The workshop will also welcome any corpus software presentations that are designed to support empirical analysis of literary texts.

We invite abstracts for 20-minute presentations to be followed by 10 minutes of discussion. Abstracts should contain the following elements:

  • A clear indication of your aims and research questions
  • An explanation of your methodology and analytical framework
  • An indication of your emerging results and conclusions

Abstracts should not exceed 400 words (excluding references) and should be sent as email attachments directly to the workshop convenors, titled ‘CL 2017Surname’. Please ensure that you also include your name, academic affiliation, and email address.
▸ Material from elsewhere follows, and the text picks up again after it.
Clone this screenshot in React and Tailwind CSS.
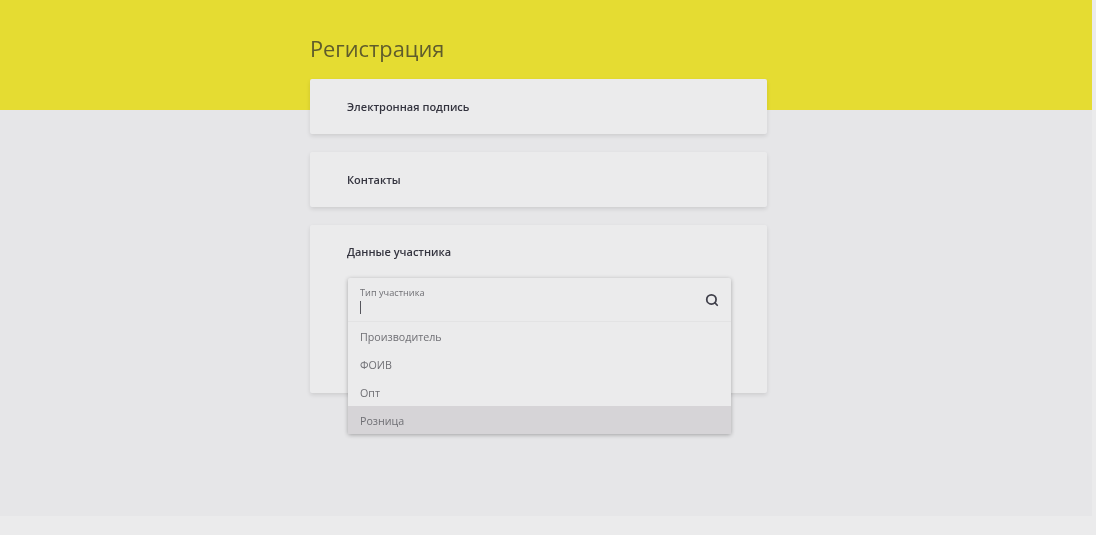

The deadline for abstract submission is end of May 2017.

References

Busse, B. (2010). Recent trends in New Historical Stylistics. In D. McIntyre & B. Busse (Eds), Language and Style, 32 - 54. London: Palgrave.

Carter, R. (1999). Common language: corpus, creativity and cognition. Language and Literature 8 (3), 195 - 216.

Carter, R. (2016). Introduction. John Sinclair: Papers on Stylistics. In S. Zyngier (ed.), Language, Discourse, Style. Selected works of John McH. Sinclair. Amsterdam: John Benjamins.

Čermáková, A. (2015). Repetition in John Irving's novel A Widow for One Year: A corpus stylistic approach to literary translation. International Journal of Corpus Linguistics, 20 (3), 355 - 377.

Leech, G. (2008). Language in Literature. Style and Foregrounding. Harlow: Longman.

Mahlberg, M. (2013). Corpus stylistics and Dickens’s fiction. London: Routledge.

Sinclair, J. (2016). Language, Discourse, Style. Ed. by S. Zyngier. Amsterdam: John Benjamins.